** TO DO **
Without including any pictures, write out the listing below exactly.
[BEGIN]
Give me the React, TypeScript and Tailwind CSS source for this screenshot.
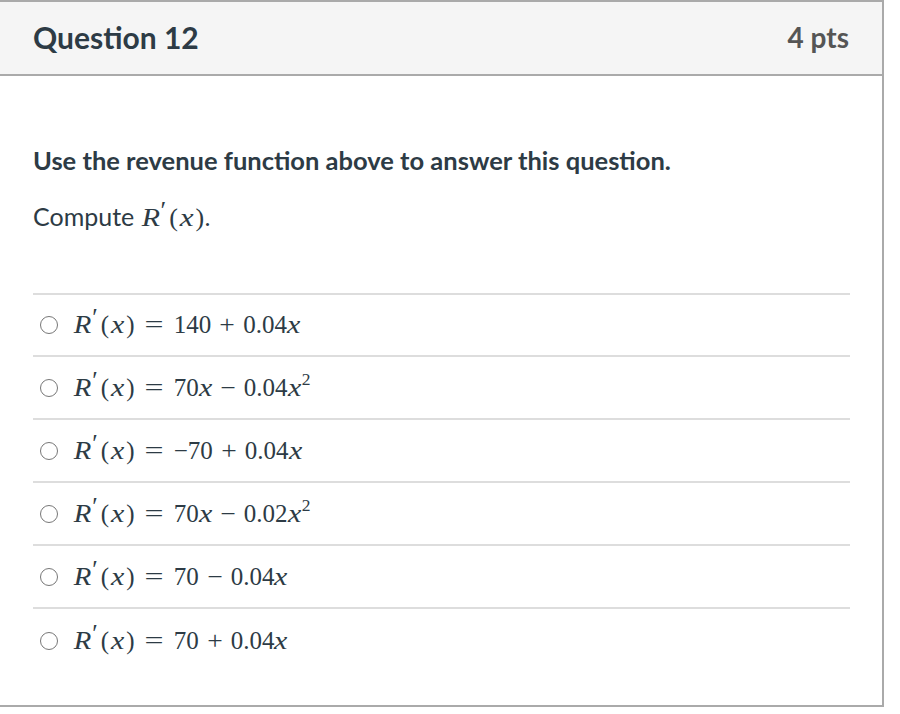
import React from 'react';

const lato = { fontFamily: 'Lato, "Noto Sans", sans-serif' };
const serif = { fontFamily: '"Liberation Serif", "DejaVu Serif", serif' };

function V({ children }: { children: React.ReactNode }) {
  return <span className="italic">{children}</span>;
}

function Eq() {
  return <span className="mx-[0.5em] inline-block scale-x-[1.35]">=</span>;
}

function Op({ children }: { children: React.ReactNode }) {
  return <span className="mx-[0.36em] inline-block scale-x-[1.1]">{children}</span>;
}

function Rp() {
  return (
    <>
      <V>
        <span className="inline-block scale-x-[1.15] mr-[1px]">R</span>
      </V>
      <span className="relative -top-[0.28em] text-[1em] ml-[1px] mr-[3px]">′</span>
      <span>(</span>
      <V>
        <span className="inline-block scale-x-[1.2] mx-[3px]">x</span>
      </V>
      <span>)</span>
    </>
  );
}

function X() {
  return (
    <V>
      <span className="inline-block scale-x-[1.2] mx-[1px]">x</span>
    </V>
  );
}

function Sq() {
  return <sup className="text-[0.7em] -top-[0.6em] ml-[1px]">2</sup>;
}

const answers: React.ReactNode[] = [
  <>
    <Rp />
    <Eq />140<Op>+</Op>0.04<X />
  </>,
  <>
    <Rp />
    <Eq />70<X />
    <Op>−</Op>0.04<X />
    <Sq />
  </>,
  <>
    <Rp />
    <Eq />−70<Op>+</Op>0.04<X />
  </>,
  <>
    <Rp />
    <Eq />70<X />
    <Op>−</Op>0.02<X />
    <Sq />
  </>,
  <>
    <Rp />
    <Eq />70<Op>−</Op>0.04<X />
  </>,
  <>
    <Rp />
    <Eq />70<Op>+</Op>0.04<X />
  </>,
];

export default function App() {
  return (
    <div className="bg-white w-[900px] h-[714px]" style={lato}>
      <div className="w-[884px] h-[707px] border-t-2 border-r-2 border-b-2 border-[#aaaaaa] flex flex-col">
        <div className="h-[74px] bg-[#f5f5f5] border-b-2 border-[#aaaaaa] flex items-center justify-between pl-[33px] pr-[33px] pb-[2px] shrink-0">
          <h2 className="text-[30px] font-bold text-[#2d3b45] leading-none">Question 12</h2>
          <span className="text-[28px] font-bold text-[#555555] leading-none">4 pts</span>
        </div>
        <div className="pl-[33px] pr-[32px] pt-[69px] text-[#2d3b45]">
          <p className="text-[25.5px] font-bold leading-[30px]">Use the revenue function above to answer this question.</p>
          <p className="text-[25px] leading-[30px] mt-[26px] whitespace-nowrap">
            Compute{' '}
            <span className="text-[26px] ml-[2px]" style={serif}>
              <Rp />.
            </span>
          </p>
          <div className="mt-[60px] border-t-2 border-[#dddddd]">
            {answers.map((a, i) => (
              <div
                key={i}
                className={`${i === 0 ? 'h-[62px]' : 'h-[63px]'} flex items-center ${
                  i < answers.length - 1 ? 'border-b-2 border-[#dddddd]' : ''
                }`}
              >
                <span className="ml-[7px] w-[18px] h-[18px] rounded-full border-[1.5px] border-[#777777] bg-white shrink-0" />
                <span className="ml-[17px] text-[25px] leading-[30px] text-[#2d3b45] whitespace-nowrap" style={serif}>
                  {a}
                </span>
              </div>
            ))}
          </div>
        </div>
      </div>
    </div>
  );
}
[END]
** EXPECTED ANSWER **
Give me the React, TypeScript and Tailwind CSS source for this screenshot.
import React from 'react';

const lato = { fontFamily: 'Lato, "Noto Sans", sans-serif' };
const serif = { fontFamily: '"Liberation Serif", "DejaVu Serif", serif' };

function V({ children }: { children: React.ReactNode }) {
  return <span className="italic">{children}</span>;
}

function Eq() {
  return <span className="mx-[0.5em] inline-block scale-x-[1.35]">=</span>;
}

function Op({ children }: { children: React.ReactNode }) {
  return <span className="mx-[0.36em] inline-block scale-x-[1.1]">{children}</span>;
}

function Rp() {
  return (
    <>
      <V>
        <span className="inline-block scale-x-[1.15] mr-[1px]">R</span>
      </V>
      <span className="relative -top-[0.28em] text-[1em] ml-[1px] mr-[3px]">′</span>
      <span>(</span>
      <V>
        <span className="inline-block scale-x-[1.2] mx-[3px]">x</span>
      </V>
      <span>)</span>
    </>
  );
}

function X() {
  return (
    <V>
      <span className="inline-block scale-x-[1.2] mx-[1px]">x</span>
    </V>
  );
}

function Sq() {
  return <sup className="text-[0.7em] -top-[0.6em] ml-[1px]">2</sup>;
}

const answers: React.ReactNode[] = [
  <>
    <Rp />
    <Eq />140<Op>+</Op>0.04<X />
  </>,
  <>
    <Rp />
    <Eq />70<X />
    <Op>−</Op>0.04<X />
    <Sq />
  </>,
  <>
    <Rp />
    <Eq />−70<Op>+</Op>0.04<X />
  </>,
  <>
    <Rp />
    <Eq />70<X />
    <Op>−</Op>0.02<X />
    <Sq />
  </>,
  <>
    <Rp />
    <Eq />70<Op>−</Op>0.04<X />
  </>,
  <>
    <Rp />
    <Eq />70<Op>+</Op>0.04<X />
  </>,
];

export default function App() {
  return (
    <div className="bg-white w-[900px] h-[714px]" style={lato}>
      <div className="w-[884px] h-[707px] border-t-2 border-r-2 border-b-2 border-[#aaaaaa] flex flex-col">
        <div className="h-[74px] bg-[#f5f5f5] border-b-2 border-[#aaaaaa] flex items-center justify-between pl-[33px] pr-[33px] pb-[2px] shrink-0">
          <h2 className="text-[30px] font-bold text-[#2d3b45] leading-none">Question 12</h2>
          <span className="text-[28px] font-bold text-[#555555] leading-none">4 pts</span>
        </div>
        <div className="pl-[33px] pr-[32px] pt-[69px] text-[#2d3b45]">
          <p className="text-[25.5px] font-bold leading-[30px]">Use the revenue function above to answer this question.</p>
          <p className="text-[25px] leading-[30px] mt-[26px] whitespace-nowrap">
            Compute{' '}
            <span className="text-[26px] ml-[2px]" style={serif}>
              <Rp />.
            </span>
          </p>
          <div className="mt-[60px] border-t-2 border-[#dddddd]">
            {answers.map((a, i) => (
              <div
                key={i}
                className={`${i === 0 ? 'h-[62px]' : 'h-[63px]'} flex items-center ${
                  i < answers.length - 1 ? 'border-b-2 border-[#dddddd]' : ''
                }`}
              >
                <span className="ml-[7px] w-[18px] h-[18px] rounded-full border-[1.5px] border-[#777777] bg-white shrink-0" />
                <span className="ml-[17px] text-[25px] leading-[30px] text-[#2d3b45] whitespace-nowrap" style={serif}>
                  {a}
                </span>
              </div>
            ))}
          </div>
        </div>
      </div>
    </div>
  );
}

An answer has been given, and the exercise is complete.